Data section |
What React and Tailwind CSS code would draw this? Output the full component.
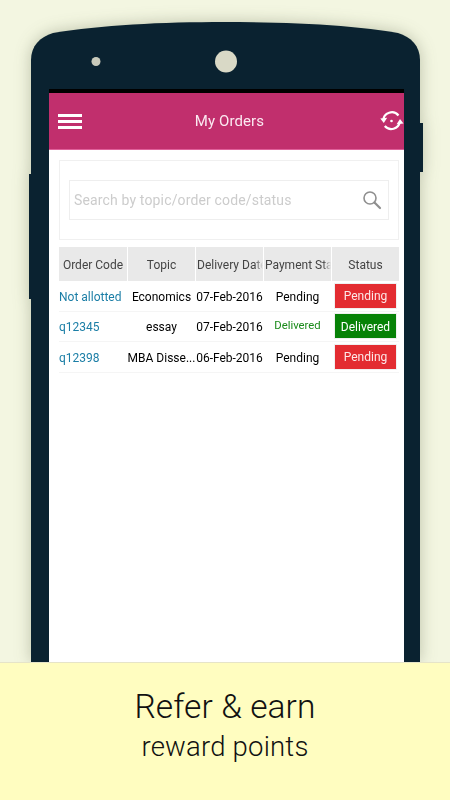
const FONT = "font-['Roboto','Liberation_Sans',sans-serif]";

const ORDERS = [
  { code: "Not allotted", topic: "Economics", date: "07-Feb-2016", payment: "Pending", status: "Pending" },
  { code: "q12345", topic: "essay", date: "07-Feb-2016", payment: "Delivered", status: "Delivered" },
  { code: "q12398", topic: "MBA Disse...", date: "06-Feb-2016", payment: "Pending", status: "Pending" },
];

const HEADERS = [
  { label: "Order Code" },
  { label: "Topic" },
  { label: "Delivery Date", clipped: true },
  { label: "Payment Status", clipped: true },
  { label: "Status" },
];

export default function App() {
  return (
    <div className={`${FONT} w-[450px] h-[800px] overflow-hidden bg-[#f3f6e1] flex flex-col`}>
      <div className="h-[662px] pt-[22px] shrink-0 overflow-hidden">
        <Phone />
      </div>

      {/* Banner */}
      <div className="h-[138px] bg-[#fffdc0] border-t border-[#e6e4c8] flex flex-col items-center pt-[25px] text-[#111]">
        <div className="text-[33.5px] leading-[38px] font-light tracking-[0.1px]">Refer &amp; earn</div>
        <div className="text-[27.5px] leading-[34px] mt-[4px] font-light tracking-[0.2px]">reward points</div>
      </div>
    </div>
  );
}

function Phone() {
  return (
    <div className="relative w-[389px] ml-[31px] h-[640px] drop-shadow-[0_0_8px_rgba(60,70,40,0.3)]">
      {/* side buttons */}
      <div className="absolute left-[-2px] top-[152px] w-[2px] h-[125px] bg-[#0a2230]" />
      <div className="absolute right-[-3px] top-[101px] w-[3px] h-[49px] bg-[#0a2230]" />

      <PhoneTop />
      <div className="h-[573px] bg-[#0a2230] pl-[18px] pr-[16px]">
        <div className="h-full bg-white flex flex-col">
          <div className="h-[4px] bg-black" />
          <TopBar />
          <div className="pl-[10px] pr-[5px] pt-[10px]">
            <SearchCard />
            <OrdersTable />
          </div>
        </div>
      </div>
    </div>
  );
}

function PhoneTop() {
  return (
    <svg width={389} height={67} viewBox="0 0 389 67" className="block">
      <path
        d="M0 67V38C0 24 9 15 22 11C70 3 130 0 194 0C258 0 320 3 367 11C380 15 389 24 389 38V67Z"
        fill="#0a2230"
      />
      <circle cx={195} cy={39.5} r={11} fill="#d9d9c6" />
      <circle cx={65} cy={39.5} r={4.5} fill="#c9cabb" />
    </svg>
  );
}

function TopBar() {
  return (
    <div className="h-[57px] bg-[#c12f6d] border-b border-[#e0609a] flex items-center justify-between pl-[9px]">
      <div className="w-[24px] flex flex-col gap-[3px]">
        <div className="h-[3px] bg-white" />
        <div className="h-[3px] bg-white" />
        <div className="h-[3px] bg-white" />
      </div>
      <div className="text-[15px] tracking-[0.1px] text-[#fbe9f1] mr-[3px]">My Orders</div>
      <SyncIcon />
    </div>
  );
}

function SyncIcon() {
  return (
    <svg width={24} height={24} viewBox="0 0 24 24" fill="none">
      <path d="M3.2 11.5A8.6 8.6 0 0 1 18.5 6.5" stroke="#fff" strokeWidth="2.2" />
      <path d="M19.8 13A8.6 8.6 0 0 1 4.8 17" stroke="#fff" strokeWidth="2.2" />
      <path d="M0.3 9.5L7.2 8.8L3.8 14Z" fill="#fff" />
      <path d="M23.5 14.5L16.6 15.2L20 10Z" fill="#fff" />
      <circle cx={11.5} cy={12} r={1.3} fill="#fff" />
    </svg>
  );
}

function SearchCard() {
  return (
    <div className="h-[80px] border border-[#f0f0f0] px-[9px] flex items-center">
      <div className="w-full h-[40px] border border-[#eeeeee] pl-[4px] pr-[6px] flex items-center justify-between">
        <span className="text-[14px] text-[#cccccc] tracking-[0.15px]">Search by topic/order code/status</span>
        <svg width={20} height={20} viewBox="0 0 20 20" fill="none" stroke="#8f8f8f">
          <circle cx={8} cy={8} r={6} strokeWidth="1.6" />
          <path d="M12.5 12.5L18 18" strokeWidth="2.2" strokeLinecap="round" />
        </svg>
      </div>
    </div>
  );
}

function OrdersTable() {
  return (
    <div className="mt-[7px] w-[340px] text-[12px]">
      <div className="grid grid-cols-[68px_67px_67px_67px_67px] gap-x-px h-[34px]">
        {HEADERS.map((h) => (
          <div
            key={h.label}
            className={`relative bg-[#e9e9e9] text-[#444] flex items-center overflow-hidden whitespace-nowrap pt-[2px] ${
              h.clipped ? "justify-start pl-px" : "justify-center"
            }`}
          >
            {h.label}
            {h.clipped && (
              <div className="absolute right-0 top-0 bottom-0 w-[8px] bg-gradient-to-r from-transparent to-[#e9e9e9]" />
            )}
          </div>
        ))}
      </div>
      {ORDERS.map((order) => (
        <OrderRow key={order.code} order={order} />
      ))}
    </div>
  );
}

function OrderRow({ order }) {
  const delivered = order.status === "Delivered";
  return (
    <div className="grid grid-cols-[68px_67px_67px_67px_67px] gap-x-px h-[30.6px] border-b border-[#f5f5f5] text-black">
      <div className="flex items-center pt-[2px] text-[#1b7ea6] whitespace-nowrap">{order.code}</div>
      <div className="flex items-center pt-[2px] justify-center whitespace-nowrap">{order.topic}</div>
      <div className="flex items-center pt-[2px] justify-center whitespace-nowrap">{order.date}</div>
      <div className={`flex items-center justify-center whitespace-nowrap ${delivered ? "text-[#1a8a1a] text-[11.3px]" : "pt-[2px]"}`}>
        {order.payment}
      </div>
      <div className="flex items-center justify-center">
        <div
          className={`w-[63px] h-[26px] pt-px flex items-center justify-center border border-[#f0f0f0] ${
            delivered ? "bg-[#078207] text-white" : "bg-[#e32c31] text-[#fde8e8]"
          }`}
        >
          {order.status}
        </div>
      </div>
    </div>
  );
}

What the task asks | Copy every line of the data exactly as written, excluding the pictures.

Solution |
What React and Tailwind CSS code would draw this? Output the full component.
const FONT = "font-['Roboto','Liberation_Sans',sans-serif]";

const ORDERS = [
  { code: "Not allotted", topic: "Economics", date: "07-Feb-2016", payment: "Pending", status: "Pending" },
  { code: "q12345", topic: "essay", date: "07-Feb-2016", payment: "Delivered", status: "Delivered" },
  { code: "q12398", topic: "MBA Disse...", date: "06-Feb-2016", payment: "Pending", status: "Pending" },
];

const HEADERS = [
  { label: "Order Code" },
  { label: "Topic" },
  { label: "Delivery Date", clipped: true },
  { label: "Payment Status", clipped: true },
  { label: "Status" },
];

export default function App() {
  return (
    <div className={`${FONT} w-[450px] h-[800px] overflow-hidden bg-[#f3f6e1] flex flex-col`}>
      <div className="h-[662px] pt-[22px] shrink-0 overflow-hidden">
        <Phone />
      </div>

      {/* Banner */}
      <div className="h-[138px] bg-[#fffdc0] border-t border-[#e6e4c8] flex flex-col items-center pt-[25px] text-[#111]">
        <div className="text-[33.5px] leading-[38px] font-light tracking-[0.1px]">Refer &amp; earn</div>
        <div className="text-[27.5px] leading-[34px] mt-[4px] font-light tracking-[0.2px]">reward points</div>
      </div>
    </div>
  );
}

function Phone() {
  return (
    <div className="relative w-[389px] ml-[31px] h-[640px] drop-shadow-[0_0_8px_rgba(60,70,40,0.3)]">
      {/* side buttons */}
      <div className="absolute left-[-2px] top-[152px] w-[2px] h-[125px] bg-[#0a2230]" />
      <div className="absolute right-[-3px] top-[101px] w-[3px] h-[49px] bg-[#0a2230]" />

      <PhoneTop />
      <div className="h-[573px] bg-[#0a2230] pl-[18px] pr-[16px]">
        <div className="h-full bg-white flex flex-col">
          <div className="h-[4px] bg-black" />
          <TopBar />
          <div className="pl-[10px] pr-[5px] pt-[10px]">
            <SearchCard />
            <OrdersTable />
          </div>
        </div>
      </div>
    </div>
  );
}

function PhoneTop() {
  return (
    <svg width={389} height={67} viewBox="0 0 389 67" className="block">
      <path
        d="M0 67V38C0 24 9 15 22 11C70 3 130 0 194 0C258 0 320 3 367 11C380 15 389 24 389 38V67Z"
        fill="#0a2230"
      />
      <circle cx={195} cy={39.5} r={11} fill="#d9d9c6" />
      <circle cx={65} cy={39.5} r={4.5} fill="#c9cabb" />
    </svg>
  );
}

function TopBar() {
  return (
    <div className="h-[57px] bg-[#c12f6d] border-b border-[#e0609a] flex items-center justify-between pl-[9px]">
      <div className="w-[24px] flex flex-col gap-[3px]">
        <div className="h-[3px] bg-white" />
        <div className="h-[3px] bg-white" />
        <div className="h-[3px] bg-white" />
      </div>
      <div className="text-[15px] tracking-[0.1px] text-[#fbe9f1] mr-[3px]">My Orders</div>
      <SyncIcon />
    </div>
  );
}

function SyncIcon() {
  return (
    <svg width={24} height={24} viewBox="0 0 24 24" fill="none">
      <path d="M3.2 11.5A8.6 8.6 0 0 1 18.5 6.5" stroke="#fff" strokeWidth="2.2" />
      <path d="M19.8 13A8.6 8.6 0 0 1 4.8 17" stroke="#fff" strokeWidth="2.2" />
      <path d="M0.3 9.5L7.2 8.8L3.8 14Z" fill="#fff" />
      <path d="M23.5 14.5L16.6 15.2L20 10Z" fill="#fff" />
      <circle cx={11.5} cy={12} r={1.3} fill="#fff" />
    </svg>
  );
}

function SearchCard() {
  return (
    <div className="h-[80px] border border-[#f0f0f0] px-[9px] flex items-center">
      <div className="w-full h-[40px] border border-[#eeeeee] pl-[4px] pr-[6px] flex items-center justify-between">
        <span className="text-[14px] text-[#cccccc] tracking-[0.15px]">Search by topic/order code/status</span>
        <svg width={20} height={20} viewBox="0 0 20 20" fill="none" stroke="#8f8f8f">
          <circle cx={8} cy={8} r={6} strokeWidth="1.6" />
          <path d="M12.5 12.5L18 18" strokeWidth="2.2" strokeLinecap="round" />
        </svg>
      </div>
    </div>
  );
}

function OrdersTable() {
  return (
    <div className="mt-[7px] w-[340px] text-[12px]">
      <div className="grid grid-cols-[68px_67px_67px_67px_67px] gap-x-px h-[34px]">
        {HEADERS.map((h) => (
          <div
            key={h.label}
            className={`relative bg-[#e9e9e9] text-[#444] flex items-center overflow-hidden whitespace-nowrap pt-[2px] ${
              h.clipped ? "justify-start pl-px" : "justify-center"
            }`}
          >
            {h.label}
            {h.clipped && (
              <div className="absolute right-0 top-0 bottom-0 w-[8px] bg-gradient-to-r from-transparent to-[#e9e9e9]" />
            )}
          </div>
        ))}
      </div>
      {ORDERS.map((order) => (
        <OrderRow key={order.code} order={order} />
      ))}
    </div>
  );
}

function OrderRow({ order }) {
  const delivered = order.status === "Delivered";
  return (
    <div className="grid grid-cols-[68px_67px_67px_67px_67px] gap-x-px h-[30.6px] border-b border-[#f5f5f5] text-black">
      <div className="flex items-center pt-[2px] text-[#1b7ea6] whitespace-nowrap">{order.code}</div>
      <div className="flex items-center pt-[2px] justify-center whitespace-nowrap">{order.topic}</div>
      <div className="flex items-center pt-[2px] justify-center whitespace-nowrap">{order.date}</div>
      <div className={`flex items-center justify-center whitespace-nowrap ${delivered ? "text-[#1a8a1a] text-[11.3px]" : "pt-[2px]"}`}>
        {order.payment}
      </div>
      <div className="flex items-center justify-center">
        <div
          className={`w-[63px] h-[26px] pt-px flex items-center justify-center border border-[#f0f0f0] ${
            delivered ? "bg-[#078207] text-white" : "bg-[#e32c31] text-[#fde8e8]"
          }`}
        >
          {order.status}
        </div>
      </div>
    </div>
  );
}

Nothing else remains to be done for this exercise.